Can an object roll without slipping if friction is the only horizontal force applied In my physics class, we only considered rolling without slipping in examples when friction wasn't the only external force on an object, and I was wondering if it was at all possible for static friction to be the only force acting on an object that's rolling without slipping (and the rotational kinetic energy changing to compensate for this would violate the no-slip condition).
I believe the answer is no, because the translational speed would have to change because of Newton's second law, but the kinetic energy has to remain the same because friction does no work on a non-slipping object.
Setting up the equations gives
$$F_fR=I\frac{a}{R}$$
$$F_f=ma$$
Which then implies that $$m=\frac{I}{R^2}$$ Which doesn't hold for all objects.
Any insight on this?
 A: I assume you mean something like the only horizontal force.  We can't get static friction in the first place without some normal forces being present as well.

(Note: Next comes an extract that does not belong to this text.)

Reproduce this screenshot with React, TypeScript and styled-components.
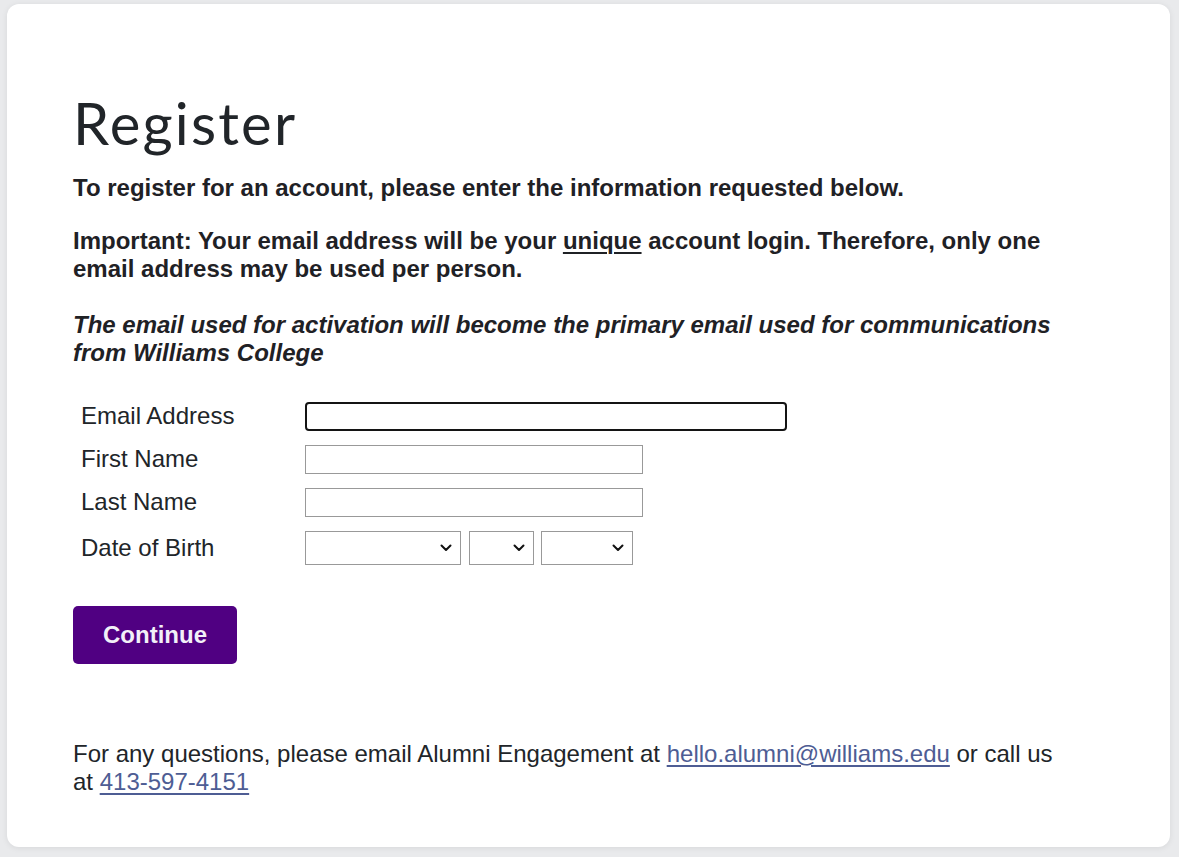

But static friction never arises on its own.  It's always alongside other forces.  This doesn't matter if it's rolling without slipping or just a box sitting on a table.
Given an object on a table with no non-frictional horizontal forces, you will either have kinetic friction to slow the object or the object will be sitting still with no frictional forces at all.
The same is true for a rolling object that is not slipping.  Static friction disappears with no forces for it to oppose.  It will continue to roll without slipping as well.
A: Generally static friction has a maximum possible magnitude that is proportional to the normal force.  If the normal force is zero, the static friction cannot be anything other than zero, so strictly speaking, it is not possible for static friction to be the only nonzero force—there must at least also be a normal force.
Perhaps your intent is to ascertain whether it is possible to have rolling without slipping when the contact force is the only force.  The contact force is usually decomposed into normal and frictional components, but really it is just one force, and it is certainly possible to roll without slipping with no forces acting on the rolling object aside from this one.
As an example of this, take a small ball rolling around the inside of a cylindrical shell, with no gravity. The only force on the ball is the contact force. By applying appropriate accelerations to the shell, the ball can be made to speed up or slow down, all while rolling without slipping, and with no force but the contact force (including a frictional component) acting on the ball.